# Undecidability of the Spectral Gap

- 14:00 4th December 2015 ( week 8, Michaelmas Term 2015 )Lecture Theatre B

The spectral gap - the difference in energy between the ground state and

the first excited state - is of central importance to quantum many-body

physics. Some of the most challenging and long-standing open problems in

theoretical physics concern the spectral gap, such as the famous Haldane

conjecture, or the infamous Yang-Mills gap conjecture (one of the $1

million Millennium Prize problems). These problems - and many others -

are all particular cases of the general spectral gap problem: Given a

quantum many-body Hamiltonian, is the system it describes gapped or

gapless?

We prove that this problem is undecidable (in exactly the same sense as

the Halting Problem was proven to be undecidable by Turing). This also

implies that the spectral gap of certain quantum many-body Hamiltonians

is not determined by the axioms of mathematics (in much the same sense as

Goedel's incompleteness theorem implies that certain theorems are

mathematically unprovable).
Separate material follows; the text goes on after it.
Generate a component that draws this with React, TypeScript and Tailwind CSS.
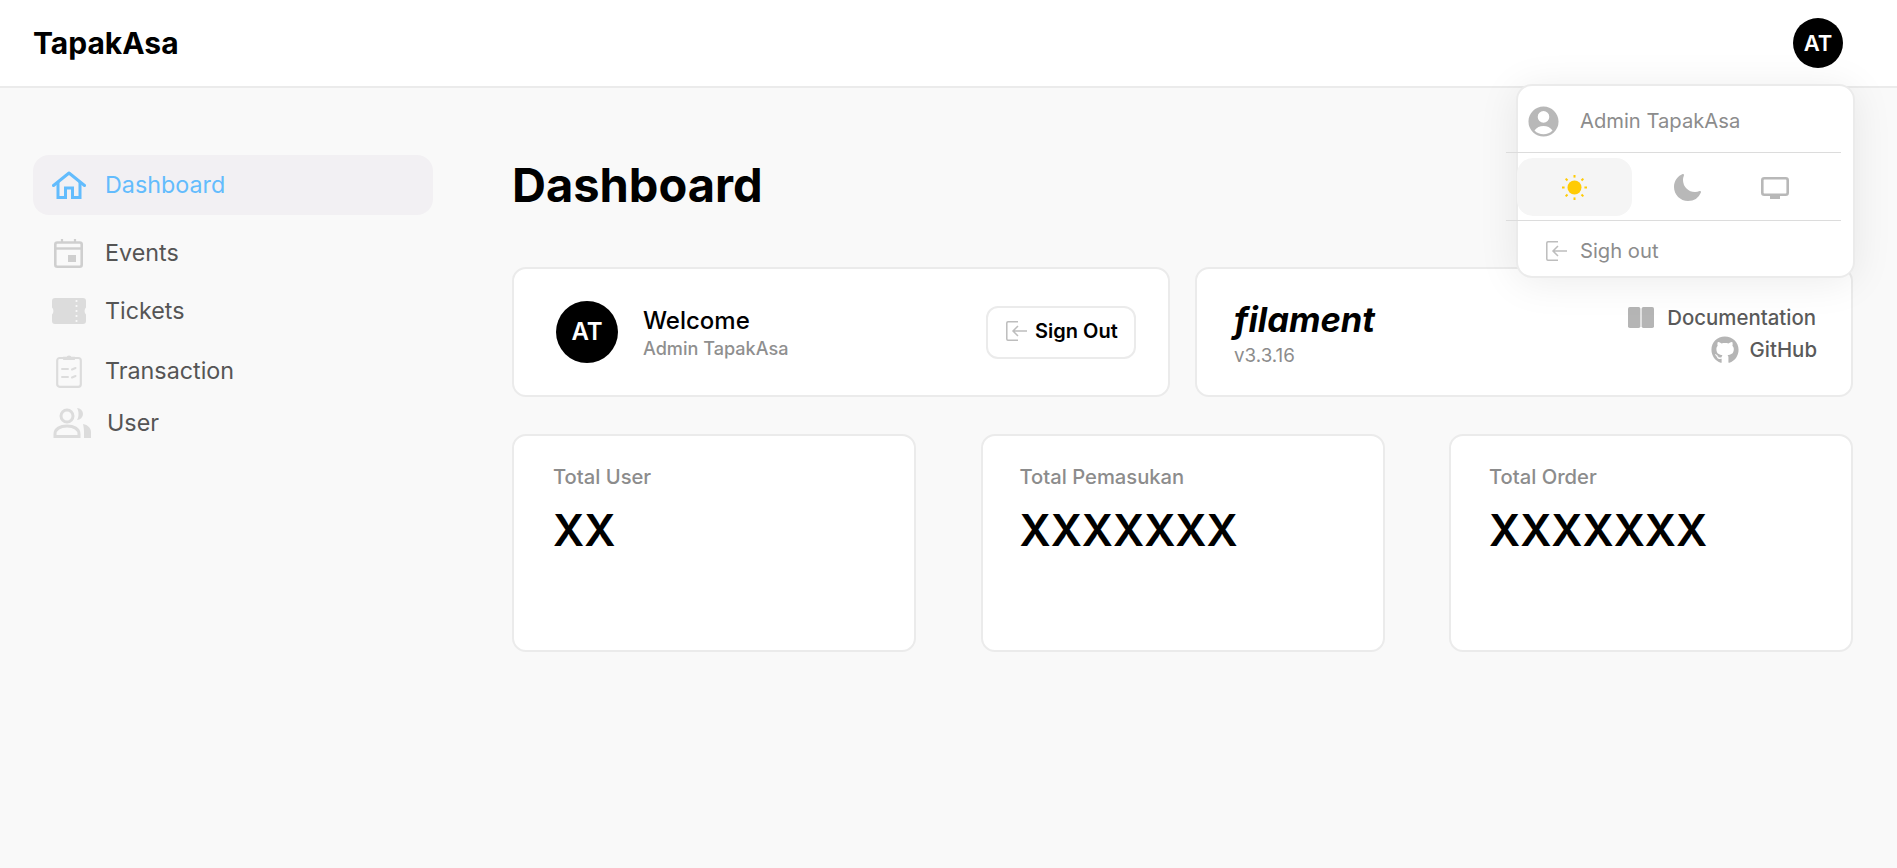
import * as React from 'react'
import { HiUserCircle, HiMoon } from 'react-icons/hi2'
import { FaGithub } from 'react-icons/fa'

const font = { fontFamily: 'Inter, "Liberation Sans", sans-serif' }

function HomeIcon() {
  return (
    <svg width="34" height="28" viewBox="0 0 34 28" fill="none" stroke="currentColor" strokeWidth="3">
      <path d="M1.5 14.5 17 2l15.5 12.5" strokeLinejoin="round" strokeLinecap="round" />
      <path d="M6 11v15.5h7.5V17h7v9.5H28V11" />
    </svg>
  )
}

function CalendarIcon() {
  return (
    <svg width="29" height="29" viewBox="0 0 29 29" fill="none" className="text-[#cfcfcf]">
      <path d="M8 0v4M21 0v4" stroke="currentColor" strokeWidth="2.2" />
      <rect x="1.3" y="3.5" width="26.4" height="24.2" rx="2" stroke="currentColor" strokeWidth="2.6" />
      <path d="M1 9.5h27" stroke="currentColor" strokeWidth="2.4" />
      <rect x="14" y="16" width="8" height="7" fill="currentColor" />
    </svg>
  )
}

function TicketIcon() {
  return (
    <svg width="34" height="26" viewBox="0 0 34 26" className="text-[#dcdcdc]">
      <path
        d="M3 0h28a3 3 0 0 1 3 3v6.5a5 5 0 0 0 0 7V23a3 3 0 0 1-3 3H3a3 3 0 0 1-3-3v-6.5a5 5 0 0 0 0-7V3a3 3 0 0 1 3-3z"
        fill="currentColor"
      />
      {[3, 8, 13, 18, 23].map((y) => (
        <circle key={y} cx="24.5" cy={y} r="1.1" fill="#f9f9f9" />
      ))}
    </svg>
  )
}

function ClipboardIcon() {
  return (
    <svg width="26" height="34" viewBox="0 0 26 34" fill="none" className="text-[#dcdcdc]">
      <rect x="1.2" y="4" width="23.6" height="28.8" rx="2.5" stroke="currentColor" strokeWidth="2.2" />
      <path d="M8 5V3.6h3a2.2 2.2 0 0 1 4 0h3V5z" fill="currentColor" stroke="currentColor" strokeWidth="1.8" />
      <path d="M6 15h6M6 23h6M16 15.5l3.5-1.5M16 23.5l3.5-1.5" stroke="currentColor" strokeWidth="2" strokeLinecap="round" />
    </svg>
  )
}

function UsersIcon() {
  return (
    <svg width="38" height="30" viewBox="0 0 38 30" fill="none" className="text-[#dcdcdc]">
      <circle cx="14" cy="8" r="6" stroke="currentColor" strokeWidth="3" />
      <path d="M2 28.5v-2.5c0-5 5-8 12-8s12 3 12 8v2.5H2z" stroke="currentColor" strokeWidth="3" />
      <path d="M24 0a6 6 0 0 1 0 12c2-3 2-9 0-12zM30 16c5 1 8 4 8 8v6h-7v-6c0-3-.5-6-1-8z" fill="currentColor" />
    </svg>
  )
}

function SunIcon() {
  const rays = [0, 45, 90, 135, 180, 225, 270, 315]
  return (
    <svg width="25" height="25" viewBox="0 0 25 25" fill="none" className="text-[#ffcb05]">
      <circle cx="12.5" cy="12.5" r="7" fill="currentColor" />
      {rays.map((r) => (
        <path key={r} d="M12.5 0v2.6" stroke="currentColor" strokeWidth="2" transform={`rotate(${r} 12.5 12.5)`} />
      ))}
    </svg>
  )
}

function ScreenIcon() {
  return (
    <svg width="28" height="22" viewBox="0 0 28 22" fill="none" className="text-[#b8b8b8]">
      <rect x="1.3" y="1.3" width="25.4" height="16.4" rx="2" stroke="currentColor" strokeWidth="2.6" />
      <rect x="9" y="18" width="10" height="4" fill="currentColor" />
    </svg>
  )
}

function BookIcon() {
  return (
    <svg width="26" height="21" viewBox="0 0 26 21" className="text-[#b5b5b5]">
      <rect x="0" y="0" width="12.4" height="21" rx="1.8" fill="currentColor" />
      <rect x="13.6" y="0" width="12.4" height="21" rx="1.8" fill="currentColor" />
    </svg>
  )
}

function ExitIcon() {
  return (
    <svg width="21" height="20" viewBox="0 0 21 20" fill="none" stroke="currentColor" strokeWidth="1.5" className="text-[#bdbdbd]">
      <path d="M12 .8H2a1.2 1.2 0 0 0-1.2 1.2v16A1.2 1.2 0 0 0 2 19.2h10" />
      <path d="M21 10H7M12 5l-5 5 5 5" />
    </svg>
  )
}

function StatCard({ label, value, className }: { label: string; value: string; className: string }) {
  return (
    <div className={`h-[218px] w-[404px] rounded-[14px] border-2 border-[#ebebeb] bg-white pt-[27px] ${className}`}>
      <div className="text-[20.2px] font-medium leading-[28px] text-[#8c8c8c]">{label}</div>
      <div className="mt-[9px] text-[43.3px] font-semibold leading-[60px] text-black">{value}</div>
    </div>
  )
}

export default function App() {
  return (
    <div style={font} className="relative h-[868px] overflow-hidden bg-[#f9f9f9]">
      <header className="flex h-[88px] items-center justify-between border-b-2 border-[#ebebeb] bg-white pl-[33px] pr-[54px]">
        <div className="text-[30px] font-bold leading-none text-black">TapakAsa</div>
        <div className="flex h-[50px] w-[50px] items-center justify-center rounded-full bg-black text-[22px] font-semibold text-white">
          AT
        </div>
      </header>

      <div className="flex">
        <aside className="w-[512px] shrink-0 pl-[33px] pt-[67px]">
          <nav className="w-[400px] text-[23.3px] text-[#555555]">
            <div className="flex h-[60px] items-center gap-[19px] rounded-[16px] bg-[#f2f0f3] pl-[19px] text-[#63bcfd]">
              <HomeIcon />
              <span>Dashboard</span>
            </div>
            <div className="mt-[21px] flex h-[34px] items-center gap-[22px] pl-[21px]">
              <CalendarIcon />
              <span>Events</span>
            </div>
            <div className="mt-[24px] flex h-[34px] items-center gap-[19px] pl-[19px]">
              <TicketIcon />
              <span>Tickets</span>
            </div>
            <div className="mt-[26px] flex h-[34px] items-center gap-[23px] pl-[23px]">
              <ClipboardIcon />
              <span>Transaction</span>
            </div>
            <div className="mt-[18px] flex h-[34px] items-center gap-[16px] pl-[20px]">
              <UsersIcon />
              <span>User</span>
            </div>
          </nav>
        </aside>

        <main className="w-[1341px] pt-[67px]">
          <h1 className="flex h-[60px] items-center text-[47px] font-bold text-black">Dashboard</h1>

          <div className="mt-[52px] flex gap-[25px]">
            <div className="flex h-[130px] w-[658px] items-center rounded-[14px] border-2 border-[#ebebeb] bg-white pl-[42px] pr-[32px]">
              <div className="flex h-[62px] w-[62px] items-center justify-center rounded-full bg-black text-[24px] font-semibold text-white">
                AT
              </div>
              <div className="ml-[25px] flex-1">
                <div className="text-[24px] font-medium leading-[30px] text-black">Welcome</div>
                <div className="mt-px text-[18.1px] font-medium leading-[22px] text-[#8f8f8f]">Admin TapakAsa</div>
              </div>
              <div className="flex h-[53px] w-[150px] items-center gap-[8px] rounded-[12px] border-2 border-[#ebebeb] pb-[2px] pl-[18px] text-[20px] font-semibold text-black">
                <ExitIcon />
                <span>Sign Out</span>
              </div>
            </div>

            <div className="flex h-[130px] w-[658px] items-center justify-between rounded-[14px] border-2 border-[#ebebeb] bg-white pl-[37px] pr-[34px]">
              <div className="mt-[2px]">
                <div className="text-[34.5px] font-bold italic leading-[42px] text-black">filament</div>
                <div className="mt-[3px] text-[18.8px] leading-[24px] text-[#8c8c8c]">v3.3.16</div>
              </div>
              <div className="mt-[4px] flex flex-col items-end gap-[5px] text-[20.4px] font-medium leading-[26px] text-[#5a5a5a]">
                <div className="mr-[1px] flex items-center gap-[13px]">
                  <BookIcon />
                  <span>Documentation</span>
                </div>
                <div className="flex items-center gap-[11px]">
                  <FaGithub className="h-[28px] w-[28px] text-[#b5b5b5]" />
                  <span>GitHub</span>
                </div>
              </div>
            </div>
          </div>

          <div className="mt-[37px] flex w-[1341px] justify-between">
            <StatCard label="Total User" value="XX" className="pl-[39px]" />
            <StatCard label="Total Pemasukan" value="XXXXXXX" className="pl-[37px]" />
            <StatCard label="Total Order" value="XXXXXXX" className="pl-[38px]" />
          </div>
        </main>
      </div>

      {/* user menu, open */}
      <div className="absolute left-[1516px] top-[84px] h-[194px] w-[339px] rounded-[16px] border-2 border-[#ebebeb] bg-white shadow-[0_4px_40px_rgba(0,0,0,0.08)]">
        <div className="flex h-[66px] items-center pl-[7px] pt-[4px] text-[20.2px] text-[#8c8c8c]">
          <HiUserCircle className="h-[37px] w-[37px] text-[#b8b8b8]" />
          <span className="ml-[18px]">Admin TapakAsa</span>
        </div>
        <div className="-ml-[12px] h-px w-[335px] bg-[#dcdcdc]" />
        <div className="-ml-px flex h-[67px] items-center">
          <div className="flex h-[58px] w-[115px] items-center justify-center rounded-[16px] bg-[#f5f5f5] pt-[2px]">
            <SunIcon />
          </div>
          <div className="ml-[39px] flex w-[32px] justify-center pt-[2px]">
            <HiMoon className="h-[32px] w-[32px] text-[#b8b8b8]" />
          </div>
          <div className="ml-[58px] pt-[2px]">
            <ScreenIcon />
          </div>
        </div>
        <div className="-ml-[12px] h-px w-[335px] bg-[#dcdcdc]" />
        <div className="flex h-[55px] items-center pl-[28px] pt-[5px] text-[20.2px] text-[#8c8c8c]">
          <ExitIcon />
          <span className="ml-[13px]">Sigh out</span>
        </div>
      </div>
    </div>
  )
}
The results extend to many other important

low-temperature properties of quantum many-body systems, such correlation

functions.

The proof is complex and draws on a wide variety of techniques, ranging

from mathematical physics to theoretical computer science, from

Hamiltonian complexity theory, quantum algorithms and quantum computing

to fractal tilings. I will explain the result, sketch the techniques

involved in the proof at an accessible level, and discuss the striking

implications this theoretical computer science result may have both for

theoretical physics, and for physics more generally (which, after all,

happens in the laboratory not in Hilbert space!).